Here are some common errors you might run into.

# Error: file not found
try:
    NumpyFile(
        file_path="./this-is-not-a-real-file.npy", # <--
        shape=Shapes.N,
        dtype=np.int64,
    ).with_context(scope=scope).evaluate()
except Exception as e:
    print(f"{type(e).__name__}: {e}")

ADRIOProcessingError: Error processing epymorph.adrio.numpy.NumpyFile: Error loading file.

# Error: file suffix is not .npy or .npz
try:
    NumpyFile(
        file_path="./file.txt", # <--
        shape=Shapes.N,
        dtype=np.int64,
    ).with_context(scope=scope).evaluate()
except Exception as e:
    print(f"{type(e).__name__}: {e}")

ValueError: This ADRIO supports .npz or .npy files only.

# Error: .npz file but incorrect array_name
try:
    NumpyFile(
        file_path=npz_file,
        shape=Shapes.N,
        dtype=np.int64,
        array_name="not_in_the_npz", # <--
    ).with_context(scope=scope).evaluate()
except Exception as e:
    print(f"{type(e).__name__}: {e}")

NameError: name 'npz_file' is not defined

# Error: file suffix is not .npy or .npz
try:
    NumpyFile(
        file_path="./file.txt", # <--
        shape=Shapes.N,
        dtype=np.int64,
    ).with_context(scope=scope).evaluate()
except Exception as e:
    print(f"{type(e).__name__}: {e}")

ValueError: This ADRIO supports .npz or .npy files only.

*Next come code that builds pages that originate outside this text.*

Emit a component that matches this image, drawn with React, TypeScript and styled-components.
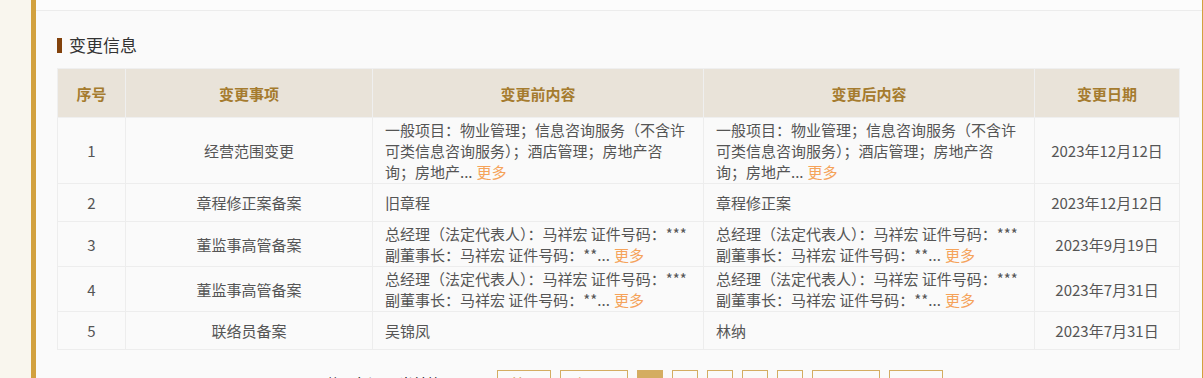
import React from 'react'
import styled, { createGlobalStyle } from 'styled-components'

const GlobalStyle = createGlobalStyle`
  html, body {
    margin: 0;
    padding: 0;
    background: #f9f6ee;
    font-family: "Noto Sans CJK SC", "Noto Sans", sans-serif;
  }
`

const Shell = styled.div`
  padding-left: 31px;
  height: 378px;
  overflow: hidden;
`

const Panel = styled.div`
  height: 100%;
  background: #fafafa;
  border-left: 5px solid #d2a13e;
  border-right: 1px solid #d2a13e;
`

const TopStrip = styled.div`
  height: 10px;
  background: #fcfcfc;
  border-bottom: 1px solid #ececec;
`

const Section = styled.div`
  padding: 26px 22px 0 21px;
`

const Title = styled.div`
  display: flex;
  align-items: center;
  gap: 7px;
  height: 16px;
  font-size: 17px;
  color: #333;
  line-height: 16px;
`

const TitleBar = styled.span`
  width: 5px;
  height: 15px;
  background: #82420c;
`

const Table = styled.table`
  width: 100%;
  margin-top: 15px;
  border-collapse: collapse;
  table-layout: fixed;
  font-size: 15px;
`

const Th = styled.th`
  height: 48px;
  padding: 0;
  background: #e9e3d9;
  border: 1px solid #efefef;
  color: #a57b2e;
  font-weight: bold;
  text-align: center;
`

const Td = styled.td<{ $left?: boolean }>`
  padding: 1px 12px;
  border: 1px solid #ededed;
  color: #555;
  line-height: 21px;
  text-align: ${(p) => (p.$left ? 'left' : 'center')};
  vertical-align: middle;
  height: 35px;
`

const Line = styled.div`
  white-space: nowrap;
`

const More = styled.a`
  color: #f5a35a;
  margin-left: 4px;
  cursor: pointer;
`

const Pager = styled.div`
  display: flex;
  align-items: center;
  justify-content: center;
  gap: 9px;
  margin-top: 20px;
  padding-left: 32px;
  font-size: 14px;
`

const PagerInfo = styled.span`
  color: #111;
  margin-right: 6px;
  white-space: nowrap;
`

const PageButton = styled.button<{ $active?: boolean; $wide?: boolean }>`
  height: 26px;
  min-width: 26px;
  padding: 0 ${(p) => (p.$wide ? '12px' : '0')};
  border: 1px solid #d4ad62;
  background: ${(p) => (p.$active ? '#d4ad62' : 'transparent')};
  color: ${(p) => (p.$active ? '#fff' : '#c9a055')};
  font: inherit;
  font-size: 14px;
  cursor: pointer;
`

interface ChangeRow {
  no: number
  item: string
  before: string[]
  after: string[]
  more?: boolean
  date: string
}

const scopeText = [
  '一般项目：物业管理；信息咨询服务（不含许',
  '可类信息咨询服务）；酒店管理；房地产咨',
  '询；房地产...'
]

const staffText = [
  '总经理（法定代表人）：马祥宏 证件号码：***',
  '副董事长：马祥宏 证件号码：**...'
]

const rows: ChangeRow[] = [
  { no: 1, item: '经营范围变更', before: scopeText, after: scopeText, more: true, date: '2023年12月12日' },
  { no: 2, item: '章程修正案备案', before: ['旧章程'], after: ['章程修正案'], date: '2023年12月12日' },
  { no: 3, item: '董监事高管备案', before: staffText, after: staffText, more: true, date: '2023年9月19日' },
  { no: 4, item: '董监事高管备案', before: staffText, after: staffText, more: true, date: '2023年7月31日' },
  { no: 5, item: '联络员备案', before: ['吴锦凤'], after: ['林纳'], date: '2023年7月31日' }
]

const Content = ({ lines, more }: { lines: string[]; more?: boolean }) => (
  <>
    {lines.map((l, i) => (
      <Line key={i}>
        {l}
        {more && i === lines.length - 1 && <More>更多</More>}
      </Line>
    ))}
  </>
)

const App = () => {
  return (
    <Shell>
      <GlobalStyle />
      <Panel>
        <TopStrip />
        <Section>
          <Title>
            <TitleBar />
            变更信息
          </Title>
          <Table>
            <colgroup>
              <col style={{ width: 68 }} />
              <col style={{ width: 247 }} />
              <col style={{ width: 331 }} />
              <col style={{ width: 331 }} />
              <col />
            </colgroup>
            <thead>
              <tr>
                <Th>序号</Th>
                <Th>变更事项</Th>
                <Th>变更前内容</Th>
                <Th>变更后内容</Th>
                <Th>变更日期</Th>
              </tr>
            </thead>
            <tbody>
              {rows.map((r) => (
                <tr key={r.no}>
                  <Td>{r.no}</Td>
                  <Td>{r.item}</Td>
                  <Td $left><Content lines={r.before} more={r.more} /></Td>
                  <Td $left><Content lines={r.after} more={r.more} /></Td>
                  <Td>{r.date}</Td>
                </tr>
              ))}
            </tbody>
          </Table>
          <Pager>
            <PagerInfo>共 5 条记录 当前第 1/1 页</PagerInfo>
            <PageButton $wide>首页</PageButton>
            <PageButton $wide>上一页</PageButton>
            <PageButton $active>1</PageButton>
            <PageButton>2</PageButton>
            <PageButton>3</PageButton>
            <PageButton>4</PageButton>
            <PageButton>5</PageButton>
            <PageButton $wide>下一页</PageButton>
            <PageButton $wide>尾页</PageButton>
          </Pager>
        </Section>
      </Panel>
    </Shell>
  )
}

export default App
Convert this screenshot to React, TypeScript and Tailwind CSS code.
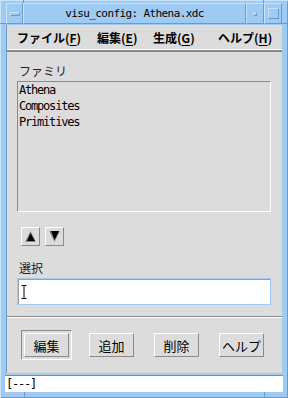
const jp = "font-['Noto_Sans_CJK_JP','Noto_Sans',sans-serif]";
const mono = "font-['DejaVu_Sans_Mono','Liberation_Mono',monospace]";

function Mnemonic({ label, k }: { label: string; k: string }) {
  return (
    <span>
      {label}(<span className="underline underline-offset-2">{k}</span>)
    </span>
  );
}

function PushButton({ children }: { children: React.ReactNode }) {
  return (
    <button className="flex h-[24px] w-[45px] items-center justify-center border border-t-white border-l-white border-r-[#8a8a8a] border-b-[#8a8a8a] bg-[#dcdcdc] text-[13px] leading-none text-black">
      {children}
    </button>
  );
}

function ArrowButton({ dir }: { dir: "up" | "down" }) {
  return (
    <button className="flex h-[19px] w-[19px] items-center justify-center border border-t-white border-l-white border-r-[#8a8a8a] border-b-[#8a8a8a] bg-[#dcdcdc]">
      <svg width="13" height="13" viewBox="0 0 13 13">
        {dir === "up" ? (
          <>
            <polygon points="6.5,1 1,12 12,12" fill="#8a8a8a" />
            <polygon points="6.5,3 3,11 11,11" fill="#000" />
          </>
        ) : (
          <>
            <polygon points="1,1 12,1 6.5,12" fill="#8a8a8a" />
            <polygon points="3,1 11,1 6.5,10" fill="#000" />
          </>
        )}
      </svg>
    </button>
  );
}

export default function App() {
  return (
    <div className="relative flex h-[398px] w-[288px] flex-col bg-[#9fcaf2] px-[6px] pb-[6px] pt-[3px] shadow-[inset_1px_1px_0_#c9e3fb,inset_-1px_-1px_0_#6a9acb]">
      {/* frame resize ticks */}
      <div className="absolute left-[23px] top-0 h-[3px] w-px bg-[#6a9acb]" />
      <div className="absolute right-[24px] top-0 h-[3px] w-px bg-[#6a9acb]" />
      <div className="absolute left-0 top-[23px] h-px w-[6px] bg-[#6a9acb]" />
      <div className="absolute right-0 top-[23px] h-px w-[6px] bg-[#6a9acb]" />
      <div className="absolute bottom-0 left-[24px] h-[6px] w-px bg-[#6a9acb]" />
      <div className="absolute bottom-0 right-[23px] h-[6px] w-px bg-[#6a9acb]" />

      {/* title bar */}
      <div className="flex h-[21px] shrink-0">
        <div className="flex w-[17px] items-center justify-center border border-t-[#c9e3fb] border-l-[#c9e3fb] border-r-[#6a9acb] border-b-[#6a9acb]">
          <div className="h-[4px] w-[10px] border border-t-[#c9e3fb] border-l-[#c9e3fb] border-r-[#6a9acb] border-b-[#6a9acb]" />
        </div>
        <div
          className={`flex flex-1 items-center justify-center border border-t-[#c9e3fb] border-l-[#c9e3fb] border-r-[#6a9acb] border-b-[#6a9acb] text-[11px] leading-none tracking-[-0.6px] text-black ${mono}`}
        >
          visu_config: Athena.xdc
        </div>
        <div className="flex w-[18px] items-center justify-center border border-t-[#c9e3fb] border-l-[#c9e3fb] border-r-[#6a9acb] border-b-[#6a9acb]">
          <div className="h-[4px] w-[4px] border border-t-[#c9e3fb] border-l-[#c9e3fb] border-r-[#6a9acb] border-b-[#6a9acb]" />
        </div>
        <div className="flex w-[18px] items-center justify-center border border-t-[#c9e3fb] border-l-[#c9e3fb] border-r-[#6a9acb] border-b-[#6a9acb]">
          <div className="h-[11px] w-[11px] border border-t-[#c9e3fb] border-l-[#c9e3fb] border-r-[#6a9acb] border-b-[#6a9acb]" />
        </div>
      </div>

      {/* main window */}
      <div className={`mt-px flex flex-1 flex-col bg-[#dcdcdc] text-black ${jp} border-l border-[#6a9acb]`}>
        <div className="flex h-[27px] shrink-0 items-center border-b-2 border-b-[#8a8a8a] pl-[10px] text-[12px] font-bold leading-none shadow-[inset_0_-1px_0_#fff]">
          <div className="w-[80px]">
            <Mnemonic label="ファイル" k="F" />
          </div>
          <div className="w-[56px]">
            <Mnemonic label="編集" k="E" />
          </div>
          <div className="w-[65px]">
            <Mnemonic label="生成" k="G" />
          </div>
          <div>
            <Mnemonic label="ヘルプ" k="H" />
          </div>
        </div>

        <div className="flex flex-col pl-[10px] pr-[9px]">
          <div className="ml-[2px] mt-[12px] h-[14px] text-[12px] leading-[14px] text-[#222]">ファミリ</div>
          <div
            className={`mt-[3px] h-[131px] w-[254px] border border-t-[#8a8a8a] border-l-[#8a8a8a] border-r-white border-b-white pl-px text-[12px] leading-[16px] tracking-[-1.2px] ${mono}`}
          >
            <div>Athena</div>
            <div>Composites</div>
            <div>Primitives</div>
          </div>

          <div className="ml-[4px] mt-[15px] flex gap-[5px]">
            <ArrowButton dir="up" />
            <ArrowButton dir="down" />
          </div>

          <div className="ml-[2px] mt-[15px] h-[14px] text-[12px] leading-[14px] text-[#222]">選択</div>
          <div className="mt-[3px] flex h-[27px] w-[254px] items-center border border-[#9fcaf2] bg-white pl-[3px] shadow-[inset_1px_1px_0_#a0a0a0]">
            <svg width="6" height="14" viewBox="0 0 6 14">
              <path d="M0.5 0.5H5.5M3 0.5V13.5M0.5 13.5H5.5" stroke="#000" strokeWidth="1" fill="none" />
            </svg>
          </div>
        </div>

        <div className="mt-[11px] h-[2px] border-t border-t-[#8a8a8a] border-b border-b-white" />

        <div className="mt-[15px] flex justify-between pl-[17px] pr-[18px]">
          <div className="-m-[3px] border border-t-[#8a8a8a] border-l-[#8a8a8a] border-r-white border-b-white p-[2px]">
            <PushButton>編集</PushButton>
          </div>
          <PushButton>追加</PushButton>
          <PushButton>削除</PushButton>
          <PushButton>ヘルプ</PushButton>
        </div>
      </div>

      {/* status line */}
      <div
        className={`-mx-px mt-[2px] flex h-[17px] shrink-0 items-center border-t border-[#8a8a8a] bg-white pl-[1px] text-[12px] leading-none tracking-[-1.2px] text-black ${mono}`}
      >
        [---]
      </div>
    </div>
  );
}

# Error: invalid array slice
try:
    NumpyFile(
        file_path=npy_path,
        shape=Shapes.N,
        dtype=np.int64,
        array_slice=np.s_[3:6, 2:7], # <-- too many axes!
    ).with_context(scope=scope).evaluate()
except Exception as e:
    print(f"{type(e).__name__}: {e}")

ADRIOProcessingError: Error processing epymorph.adrio.numpy.NumpyFile: Specified array slice is invalid for the shape of this data.